(Satellite n°18 - juin 1959)

LES LUNES DE MARS sont (peut-être) des satellites artificiels

On ne sait pas grand chose des satellites de la planète Mars, sinon que ce sont les deux plus petites « lunes » du système solaire, et que leur comportement est plutôt bizarre. Un savant russe, le professeur L. Schlowski, spécialiste connu de la radio-astronomie, a récemment fait, à ce sujet, une troublante communication à l'Académie des Sciences de Moscou.
- L'orbite de Phobos (la plus grosse des deux lunes martiennes et la plus proche de la planète) a basculé, dit-il, de 2 degrés 1/2 en moins d'un siècle.

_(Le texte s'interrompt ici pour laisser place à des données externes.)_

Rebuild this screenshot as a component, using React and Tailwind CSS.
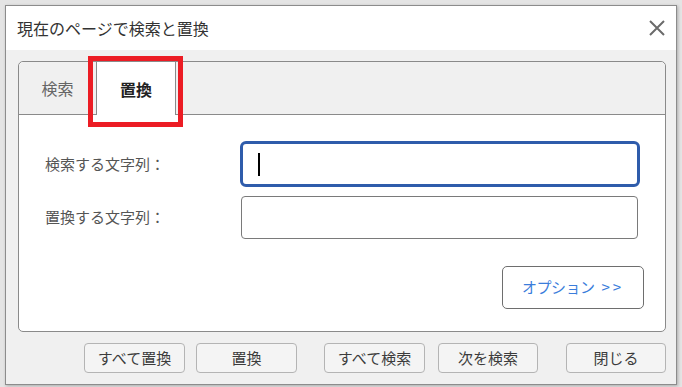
// Find & replace dialog (replace tab active), with a red highlight on the tab
const jp = { fontFamily: '"Noto Sans CJK JP", "Noto Sans", sans-serif' };

function DialogButton({ label, className }) {
  return (
    <button
      className={`h-[30px] rounded-[4px] border border-[#b4b4b4] bg-[#f4f4f4] text-[15px] text-[#3c3c3c] ${className}`}
    >
      {label}
    </button>
  );
}

export default function App() {
  return (
    <div className="relative w-[682px] h-[387px] bg-[#e4e4e4] pt-[5px] pl-[5px] overflow-hidden" style={jp}>
      {/* Dialog window */}
      <div className="flex flex-col w-[672px] h-[380px] border border-[#8c8c8c] bg-[#f0f0f0] shadow-[1px_1px_3px_rgba(0,0,0,0.25)]">
        {/* Title bar */}
        <div className="flex items-center justify-between h-[44px] bg-white pl-[11px] pr-[11px]">
          <span className="text-[16px] text-[#333]">現在のページで検索と置換</span>
          <svg width="16" height="16" viewBox="0 0 16 16" className="text-[#6b6b6b]">
            <path d="M1 1 L15 15 M15 1 L1 15" stroke="currentColor" strokeWidth="2" fill="none" />
          </svg>
        </div>

        {/* Body */}
        <div className="flex flex-col pl-[12px] pt-[11px]">
          {/* Tab frame */}
          <div className="flex flex-col w-[648px] h-[271px] border border-[#8a8a8a] rounded-[5px] bg-white">
            {/* Tab header */}
            <div className="flex h-[53px] rounded-t-[5px]">
              <div className="flex items-center justify-center w-[77px] bg-[#f0f0f0] border-b border-[#8a8a8a] rounded-tl-[5px] text-[16px] text-[#666]">
                検索
              </div>
              <div className="flex items-center justify-center w-[80px] bg-white border-x border-[#8a8a8a] text-[16px] font-bold text-[#222]">
                置換
              </div>
              <div className="flex-1 bg-[#f0f0f0] border-b border-[#8a8a8a] rounded-tr-[5px]" />
            </div>

            {/* Tab content */}
            <div className="flex flex-col pt-[26px]">
              <div className="flex items-center">
                <span className="w-[221px] pl-[26px] text-[15px] text-[#555]">検索する文字列：</span>
                <div className="flex items-center w-[400px] h-[46px] border-[3px] border-[#2f5cab] rounded-[6px] pl-[15px]">
                  <div className="w-[2px] h-[23px] bg-black" />
                </div>
              </div>
              <div className="flex items-center mt-[9px]">
                <span className="w-[222px] pl-[26px] text-[15px] text-[#555]">置換する文字列：</span>
                <div className="w-[397px] h-[43px] border border-[#7a7a7a] rounded-[4px]" />
              </div>
              <div className="flex justify-end mt-[27px] pr-[21px]">
                <button className="flex items-center justify-center w-[142px] h-[43px] border border-[#6e6e6e] rounded-[5px] bg-white text-[15px] text-[#3b7ddb]">
                  <span className="tracking-[-0.5px]">オプション</span>
                  <span className="ml-[7px] tracking-[3px]">&gt;&gt;</span>
                </button>
              </div>
            </div>
          </div>

          {/* Bottom buttons */}
          <div className="flex mt-[11px] pl-[66px]">
            <DialogButton label="すべて置換" className="w-[101px]" />
            <DialogButton label="置換" className="w-[101px] ml-[11px]" />
            <DialogButton label="すべて検索" className="w-[101px] ml-[27px]" />
            <DialogButton label="次を検索" className="w-[100px] ml-[13px]" />
            <DialogButton label="閉じる" className="w-[100px] ml-[28px]" />
          </div>
        </div>
      </div>

      {/* Red highlight annotation */}
      <div className="absolute left-[88px] top-[56px] w-[95px] h-[71px] border-[5px] border-[#ec1c24]" />
    </div>
  );
}
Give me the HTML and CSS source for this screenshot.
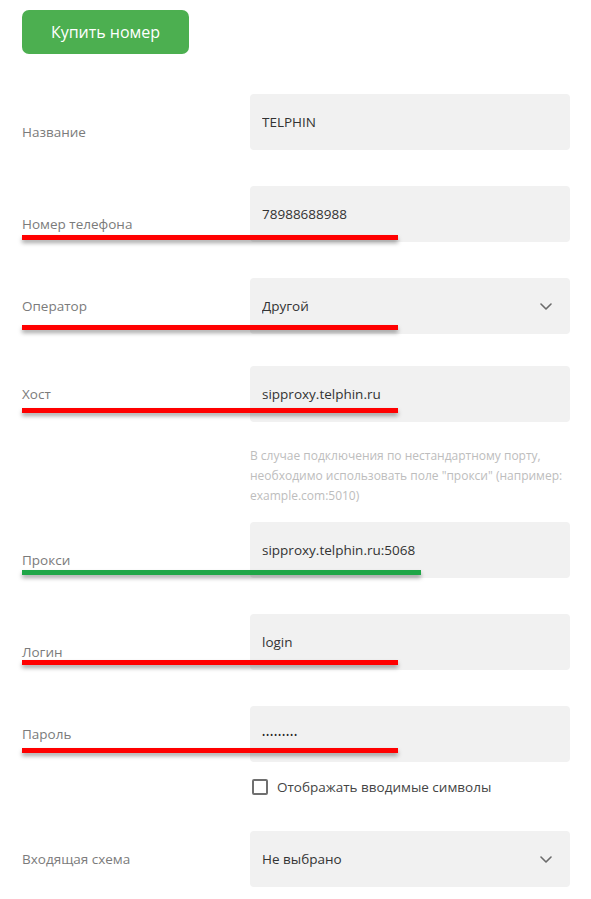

Et il a ajouté : « Le fait est anormal. Pour qu'il puisse être expliqué mathématiquement, il faudrait que Phobos soit un corps creux. Or, on ne connaît pas de corps creux dans la nature. »
De là, à soutenir l'hypothèse que les lunes de Mars puissent être « artificielles », il n'y a qu'un pas...
Robinson n°46 (14-03-1937)Les lunes de Mars... Ceux qui lisaient « Robinson », il y a vingt ans, en ont bien souvent rêvé. Sous les deux lunes de la diaphane nuit martienne, l'une se ruant vers l'autre presque immobile dans le ciel, John Carter, « Le Conquérant de la Planète Mars » (1) galopait des huit pattes d'un formidable « tarout » (thoat dans le texte américain), à travers la mousse jaunâtre des fonds d'océan desséchés, volant au secours de la belle Dejah Thoris, l'incomparable Princesse de Mars (Barsoom en martien)...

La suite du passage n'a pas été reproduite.